Anyway, as I mentioned earlier, the opposite of our local supermarket is the outdoor market across the street and a 10 minute walk from my apartment: a wonderful place, reminiscent of Mahane Yehuda to those of you who know Jerusalem, but dirtier and full of the sounds of people horking everywhere. They have these unbelievable tofu stalls with plain tofu, deep fried tofu balls (they open like a pita and you can stuff them or put them in soup), marinated tofu, long strips of textured tofu, and a variety of different tofu types that look interesting but I haven't tried yet - you just can’t imagine . . . .

And the mushrooms . . . . truly amazing! All different kinds - fresh or dried. Also, farm fresh eggs everywhere. And this wonderful round bread with a hint of spice (cumin, maybe, but definitely something else as well) made by the minority Muslim population here. I've included a picture of the market, and a picture of this round bread (like nan or laffa) with these 3 smiling guys who make the stuff. I keep meaning to show them this picture when I go there, but inevitably I'm at the market by the time I remember. Actually, much of Xi’an’s wonderful food is courtesy of the Muslim population - mostly Uighurs but also some other minorities as well. Anyway, now that I have started to cook more regularly I’ve been buying and experimenting and trying to learn the names of things from the market. It’s so much fun. I’m told that there’s dog meat at the market as well, but since I don’t cook meat here . . I generally avoid the meat area. Probably not a bad thing.


And around the food market is this amazing street with all these outdoor vendors. Hard to buy anything for over 25 cents. I've included a picture of me and Noam with Zev, Kobi and Gil Shapero buying some fresh sugar cane on this street, when the Rothman-Shapero clan was visiting from Toronto. No problem spitting out the sugar cane pulp on the street around here. And there’s this sticky, sweet deep fried rice/dough rolled into a ball, sprinkled with sesame seeds, and filled with sweet red bean paste. You might have eaten it at a dim sum place. Every time I ask the guy what it’s called he says something different so I still don’t know what to call it. There’s this kind of mini waffle dish that the boys love – we used to eat something like it in Taiwan but it was stuffed with either custard or sweet red bean paste. This one’s plain but delicious. And then there’s the fried dumplings in these huge containers and these little women lift them somehow. When I try to buy just one or two they don't really understand me and always give me too much.

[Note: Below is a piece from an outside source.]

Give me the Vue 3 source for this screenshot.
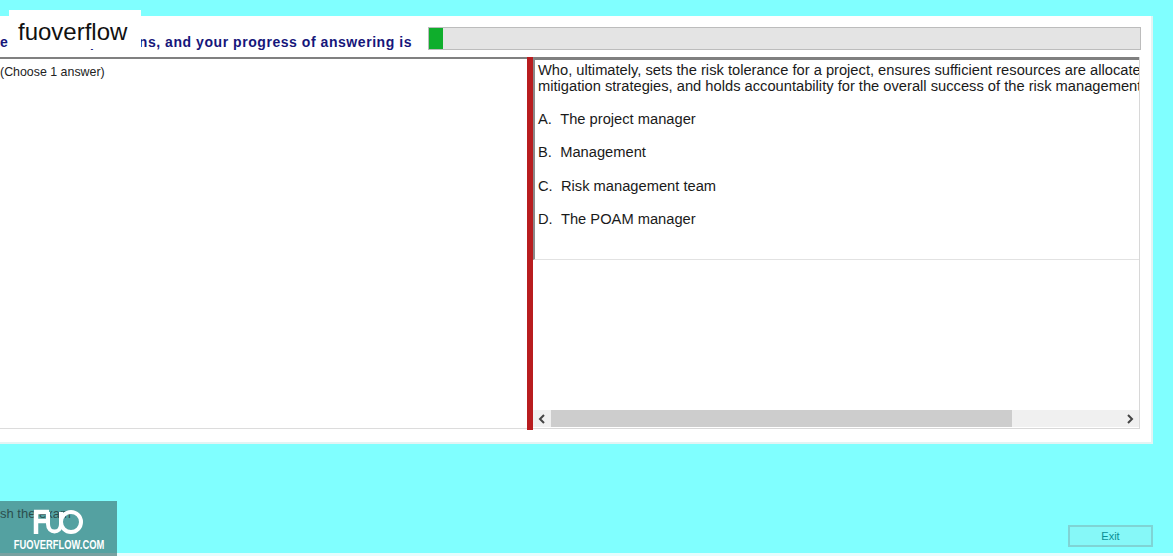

I've discovered that the secret to enjoying this street is to just take a taste of everything and don't over-indulge. And there’s a kind of bread called “bing” (pronounced with a falling/rising tone) which is round like a pita, but doesn’t have a pocket and is a bit more crumbly and a touch sweet. Works great for mini pizzas and tuna melts, but you can also buy it stuffed with all kinds of pickled vegetables or have it shredded in soup with lots of vegetables and your choice of lamb, beef, or just plain vegetarian - the soup is called pa mou and one of my favourite local delicacies. And there’s a sweet or salty bread baked in these outdoor coal-burning kind of metal tandoor oven (garbage cans in other countries, maybe?). One of our favourite outdoor grabs is a plain roasted sweet potato. They have two kinds of sweet potatoes - one's white and less sweet, a bit dry, and the other is dark orange and perfectly creamy when baked correctly. Hard to go wrong unless you’re the person who has to sell it . . 7 days a week beside a coal-stoked fire, pushing your little cart around town.

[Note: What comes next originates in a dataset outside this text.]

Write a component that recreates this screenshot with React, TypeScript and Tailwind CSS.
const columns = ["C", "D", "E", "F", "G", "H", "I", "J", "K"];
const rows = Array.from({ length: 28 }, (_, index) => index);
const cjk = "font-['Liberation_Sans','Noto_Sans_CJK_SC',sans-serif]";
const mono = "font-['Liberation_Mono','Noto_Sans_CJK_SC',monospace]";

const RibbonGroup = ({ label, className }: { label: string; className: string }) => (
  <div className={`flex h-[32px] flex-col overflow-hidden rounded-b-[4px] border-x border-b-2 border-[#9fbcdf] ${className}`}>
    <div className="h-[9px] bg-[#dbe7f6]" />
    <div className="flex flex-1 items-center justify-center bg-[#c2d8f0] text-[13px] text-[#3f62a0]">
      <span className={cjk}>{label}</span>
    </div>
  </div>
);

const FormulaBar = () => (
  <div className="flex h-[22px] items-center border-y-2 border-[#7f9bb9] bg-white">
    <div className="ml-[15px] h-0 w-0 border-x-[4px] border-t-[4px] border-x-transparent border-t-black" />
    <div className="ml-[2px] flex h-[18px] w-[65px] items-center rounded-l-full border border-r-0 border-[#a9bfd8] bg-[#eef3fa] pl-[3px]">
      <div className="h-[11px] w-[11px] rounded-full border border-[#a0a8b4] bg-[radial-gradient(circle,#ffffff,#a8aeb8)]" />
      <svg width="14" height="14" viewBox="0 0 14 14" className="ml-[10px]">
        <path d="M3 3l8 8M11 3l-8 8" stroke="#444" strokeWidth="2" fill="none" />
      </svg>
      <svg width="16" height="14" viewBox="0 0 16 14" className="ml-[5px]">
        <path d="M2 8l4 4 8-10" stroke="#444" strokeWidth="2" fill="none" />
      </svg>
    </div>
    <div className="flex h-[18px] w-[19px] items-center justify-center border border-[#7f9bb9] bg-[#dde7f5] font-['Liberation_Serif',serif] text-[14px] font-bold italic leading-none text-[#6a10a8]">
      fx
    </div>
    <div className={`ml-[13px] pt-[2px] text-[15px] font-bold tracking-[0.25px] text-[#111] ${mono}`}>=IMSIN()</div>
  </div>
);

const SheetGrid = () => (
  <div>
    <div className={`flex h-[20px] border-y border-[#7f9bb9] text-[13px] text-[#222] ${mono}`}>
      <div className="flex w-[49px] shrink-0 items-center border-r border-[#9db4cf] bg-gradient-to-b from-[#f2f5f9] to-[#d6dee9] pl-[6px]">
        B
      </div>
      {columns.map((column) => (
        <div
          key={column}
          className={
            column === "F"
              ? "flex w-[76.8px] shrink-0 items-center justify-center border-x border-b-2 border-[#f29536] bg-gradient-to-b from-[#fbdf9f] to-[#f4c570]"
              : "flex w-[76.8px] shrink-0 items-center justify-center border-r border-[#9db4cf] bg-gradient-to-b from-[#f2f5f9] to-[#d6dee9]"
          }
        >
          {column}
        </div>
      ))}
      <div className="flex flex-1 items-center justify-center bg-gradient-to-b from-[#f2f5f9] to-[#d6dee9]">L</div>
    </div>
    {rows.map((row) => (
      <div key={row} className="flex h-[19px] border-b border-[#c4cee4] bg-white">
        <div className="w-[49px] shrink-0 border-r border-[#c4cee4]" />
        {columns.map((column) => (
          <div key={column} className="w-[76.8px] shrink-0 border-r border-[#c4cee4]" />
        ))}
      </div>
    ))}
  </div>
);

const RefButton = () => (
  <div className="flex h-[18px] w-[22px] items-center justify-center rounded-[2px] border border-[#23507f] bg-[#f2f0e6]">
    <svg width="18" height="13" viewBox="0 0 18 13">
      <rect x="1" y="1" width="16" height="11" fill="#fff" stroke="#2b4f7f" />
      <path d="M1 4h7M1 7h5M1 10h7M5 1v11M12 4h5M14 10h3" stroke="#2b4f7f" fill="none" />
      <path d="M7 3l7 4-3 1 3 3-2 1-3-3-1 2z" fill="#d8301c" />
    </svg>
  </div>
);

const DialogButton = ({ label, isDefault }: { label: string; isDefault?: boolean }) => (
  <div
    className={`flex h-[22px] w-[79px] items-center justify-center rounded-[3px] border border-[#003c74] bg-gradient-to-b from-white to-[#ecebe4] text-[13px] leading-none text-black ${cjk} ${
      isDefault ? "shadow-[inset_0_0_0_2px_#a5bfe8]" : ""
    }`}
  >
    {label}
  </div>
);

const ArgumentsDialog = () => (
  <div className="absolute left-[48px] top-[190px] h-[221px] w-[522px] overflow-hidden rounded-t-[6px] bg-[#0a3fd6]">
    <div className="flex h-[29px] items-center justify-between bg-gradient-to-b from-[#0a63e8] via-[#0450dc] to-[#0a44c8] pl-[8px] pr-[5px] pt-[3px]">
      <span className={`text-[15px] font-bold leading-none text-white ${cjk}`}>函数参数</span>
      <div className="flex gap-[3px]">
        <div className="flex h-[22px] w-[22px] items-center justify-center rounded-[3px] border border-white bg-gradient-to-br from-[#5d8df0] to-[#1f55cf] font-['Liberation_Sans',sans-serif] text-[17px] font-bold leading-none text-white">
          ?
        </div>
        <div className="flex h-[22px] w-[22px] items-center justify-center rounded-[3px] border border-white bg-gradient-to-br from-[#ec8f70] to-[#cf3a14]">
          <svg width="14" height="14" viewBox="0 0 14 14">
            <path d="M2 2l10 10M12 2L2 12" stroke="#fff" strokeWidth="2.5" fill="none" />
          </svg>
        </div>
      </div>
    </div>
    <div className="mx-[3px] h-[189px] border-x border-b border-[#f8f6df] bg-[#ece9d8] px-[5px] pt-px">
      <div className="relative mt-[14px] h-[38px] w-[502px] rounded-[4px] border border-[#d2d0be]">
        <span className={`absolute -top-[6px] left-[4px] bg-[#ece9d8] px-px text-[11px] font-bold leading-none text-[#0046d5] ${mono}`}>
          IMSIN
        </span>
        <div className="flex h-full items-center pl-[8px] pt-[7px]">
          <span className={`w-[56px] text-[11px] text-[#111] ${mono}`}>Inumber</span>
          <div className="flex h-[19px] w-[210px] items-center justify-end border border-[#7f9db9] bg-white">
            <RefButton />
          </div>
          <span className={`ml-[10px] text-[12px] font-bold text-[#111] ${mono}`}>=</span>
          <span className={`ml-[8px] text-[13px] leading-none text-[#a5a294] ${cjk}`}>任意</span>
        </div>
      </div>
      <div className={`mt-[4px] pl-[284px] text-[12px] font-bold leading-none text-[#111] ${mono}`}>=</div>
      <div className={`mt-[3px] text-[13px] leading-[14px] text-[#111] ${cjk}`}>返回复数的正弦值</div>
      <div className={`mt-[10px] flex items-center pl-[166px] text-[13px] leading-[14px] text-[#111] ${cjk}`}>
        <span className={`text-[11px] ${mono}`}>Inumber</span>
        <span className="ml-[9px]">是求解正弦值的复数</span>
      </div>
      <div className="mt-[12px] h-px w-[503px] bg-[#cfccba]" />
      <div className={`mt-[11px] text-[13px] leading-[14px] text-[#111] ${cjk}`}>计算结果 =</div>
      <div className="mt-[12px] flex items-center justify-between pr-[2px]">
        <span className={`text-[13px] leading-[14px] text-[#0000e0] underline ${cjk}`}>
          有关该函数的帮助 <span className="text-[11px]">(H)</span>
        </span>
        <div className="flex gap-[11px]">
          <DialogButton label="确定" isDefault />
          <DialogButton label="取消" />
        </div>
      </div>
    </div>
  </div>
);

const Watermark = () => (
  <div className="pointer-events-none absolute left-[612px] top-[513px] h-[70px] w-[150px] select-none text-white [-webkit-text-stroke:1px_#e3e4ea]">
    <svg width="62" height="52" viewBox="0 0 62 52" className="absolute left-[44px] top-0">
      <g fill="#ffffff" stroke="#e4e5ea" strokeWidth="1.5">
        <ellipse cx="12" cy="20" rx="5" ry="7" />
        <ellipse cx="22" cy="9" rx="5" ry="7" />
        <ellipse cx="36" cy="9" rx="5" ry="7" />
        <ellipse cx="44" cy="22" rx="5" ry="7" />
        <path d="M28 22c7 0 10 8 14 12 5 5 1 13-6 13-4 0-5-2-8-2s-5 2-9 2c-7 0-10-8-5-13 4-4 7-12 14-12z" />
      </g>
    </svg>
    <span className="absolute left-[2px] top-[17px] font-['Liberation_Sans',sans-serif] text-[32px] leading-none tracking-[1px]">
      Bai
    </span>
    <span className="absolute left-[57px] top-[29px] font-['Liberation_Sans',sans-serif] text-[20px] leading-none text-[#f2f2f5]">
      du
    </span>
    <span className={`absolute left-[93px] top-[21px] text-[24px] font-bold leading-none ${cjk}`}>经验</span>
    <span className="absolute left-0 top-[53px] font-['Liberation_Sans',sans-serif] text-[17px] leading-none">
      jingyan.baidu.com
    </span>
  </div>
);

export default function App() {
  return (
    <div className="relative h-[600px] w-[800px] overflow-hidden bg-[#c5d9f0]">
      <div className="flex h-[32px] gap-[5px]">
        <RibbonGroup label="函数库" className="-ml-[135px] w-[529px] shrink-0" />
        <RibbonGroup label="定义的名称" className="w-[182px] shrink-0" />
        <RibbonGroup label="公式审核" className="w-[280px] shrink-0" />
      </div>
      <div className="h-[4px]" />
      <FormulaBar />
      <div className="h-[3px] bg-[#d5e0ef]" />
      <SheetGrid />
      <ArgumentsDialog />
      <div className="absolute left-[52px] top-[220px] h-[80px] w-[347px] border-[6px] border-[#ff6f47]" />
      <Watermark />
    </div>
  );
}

Our favourite snack: seaweed. There’s regular Chinese seaweed and then there’s the Korean stuff – more textured. I prefer the Korean, as does Tal. Rice crackers – different than the ones we used to buy in NP. There’s seaweed flavour, sugar-sprinkled (yum), deep fried (less yum), and some others we don’t try. There’s lots of these dried tofu snacks as well, but we haven’t explored them yet. Once I thought I was trying dried tofu but it was dried, pickled bamboo. Not a big seller. And we've tried honey dried Chinese dates (yum) and a kind of popcorn; slightly sweet and salty at the same time, but it's more corn and less pop than we're used to. We try to avoid the potato chips: Italian meat flavoured, sweet prawn, savory prawn, Mexican chili . . I could go on.

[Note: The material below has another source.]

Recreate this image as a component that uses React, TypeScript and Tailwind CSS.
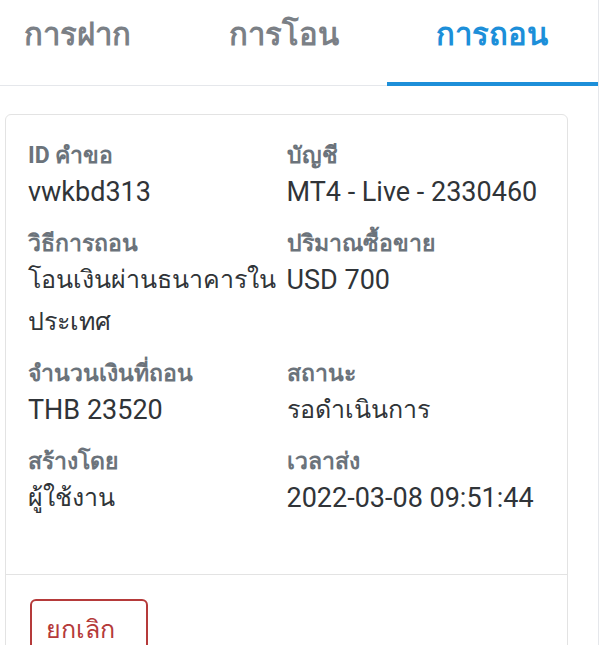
import React from 'react';

const tabs = [
  { key: 'deposit', label: 'การฝาก' },
  { key: 'transfer', label: 'การโอน' },
  { key: 'withdraw', label: 'การถอน' },
];

const rows: { label: string; value: string }[][] = [
  [
    { label: 'ID คำขอ', value: 'vwkbd313' },
    { label: 'บัญชี', value: 'MT4 - Live - 2330460' },
  ],
  [
    { label: 'วิธีการถอน', value: 'โอนเงินผ่านธนาคารในประเทศ' },
    { label: 'ปริมาณซื้อขาย', value: 'USD 700' },
  ],
  [
    { label: 'จำนวนเงินที่ถอน', value: 'THB 23520' },
    { label: 'สถานะ', value: 'รอดำเนินการ' },
  ],
  [
    { label: 'สร้างโดย', value: 'ผู้ใช้งาน' },
    { label: 'เวลาส่ง', value: '2022-03-08 09:51:44' },
  ],
];

// thai glyphs come out a bit larger than the latin ones at the same size
const isThai = (s: string) => /[\u0E00-\u0E7F]/.test(s);

export default function App() {
  const active = 'withdraw';

  return (
    <div className="h-[645px] w-[600px] overflow-hidden bg-white font-['Roboto','Noto_Sans',sans-serif]">
      <div className="w-[599px] h-full border-r border-gray-200">
        {/* tabs */}
        <div className="flex h-[86px] -ml-[26px]">
          {tabs.map((t) => {
            const isActive = t.key === active;
            return (
              <div
                key={t.key}
                className={
                  isActive
                    ? 'flex w-[212px] items-center justify-center border-b-4 border-[#1d8fd9] pb-[11px] text-[31px] font-bold text-[#1d8fd9]'
                    : 'flex w-[207px] items-center justify-center border-b border-gray-200 pb-[14px] text-[31px] font-bold text-[#7b8086]'
                }
              >
                {t.label}
              </div>
            );
          })}
        </div>

        {/* detail card */}
        <div className="ml-[5px] mt-[28px] w-[563px] rounded-md border border-[#e3e3e3]">
          <div className="px-[22px] pt-[26px] pb-[55px]">
            <div className="flex flex-col gap-4">
              {rows.map((row, i) => (
                <div key={i} className="grid grid-cols-2">
                  {row.map((cell) => (
                    <div key={cell.label}>
                      <div className="text-[23px] font-bold leading-[30px] text-[#6b737b]">
                        {cell.label}
                      </div>
                      <div
                        className={
                          isThai(cell.value)
                            ? 'text-[25px] leading-[42px] text-[#303438]'
                            : 'text-[27px] leading-[42px] text-[#303438]'
                        }
                      >
                        {cell.value}
                      </div>
                    </div>
                  ))}
                </div>
              ))}
            </div>
          </div>
          <div className="border-t border-[#e3e3e3] px-[24px] pt-[24px] pb-4">
            <button
              type="button"
              className="flex h-[62px] w-[118px] items-center rounded-md border-2 border-[#b53a3a] px-[14px] text-[25px] text-[#b53a3a]"
            >
              ยกเลิก
            </button>
          </div>
        </div>
      </div>
    </div>
  );
}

And then there’s this amazing find: a fabulous Indian restaurant. We went there when we had had too much Chinese food, and I just couldn’t bring myself to cook more regularly: cramped kitchen, not the right utensils, couldn’t quite find the right ingredients, etc. Anyway, we went to this Indian restaurant that was recommended by a friend from India, and were amazed at how LONG we had to wait for food. Probably 10-15 minutes, but the Chinese restaurants are so fast this seemed like eternity. Then we started to eat . . the food was extraordinary. Probably among the best Indian restaurants I've ever frequented, and we all got kind of quiet. Towards the end of dinner Tal said, “hard to believe that I think what I’m going to miss most about China is this Indian restaurant.” Anyway, after that experience I got inspired to work to make food a bit more enjoyable.

One last funny story, as I wrote this blog in parts. Since starting this blog, and my praise of this wonderful local market, I need to tell you all that I was recently pickpocketed there. Xi'an is apparently the pickpocketing capital of China. What luck. Anyway, once I was shopping there and I had my wallet in my pocket and one of the stallers told me to put it in a breast pocket. I thought he was being overly cautious but did it nonetheless. However, the other day I went with my cell phone in my (zippered front) pocket and it was stolen. These guys are good. I was telling a friend when a kid (Noam's age) overheard and said that one time he was with his mother at the market and someone was hiding underneath one of the stalls (or behind some vegetables, I couldn't understand the exact details) and tried to grab his mother's cell. Of course this kid, being the right height, saw the man and kicked him. Next time I'll bring Noam with me. But I'll still shop there - can't help it. It's just part of the experience, and the best produce around.

And on that note, I'm going to post now. Meant to attach more pictures but I just never seem to get to it, so I may add to this blog later.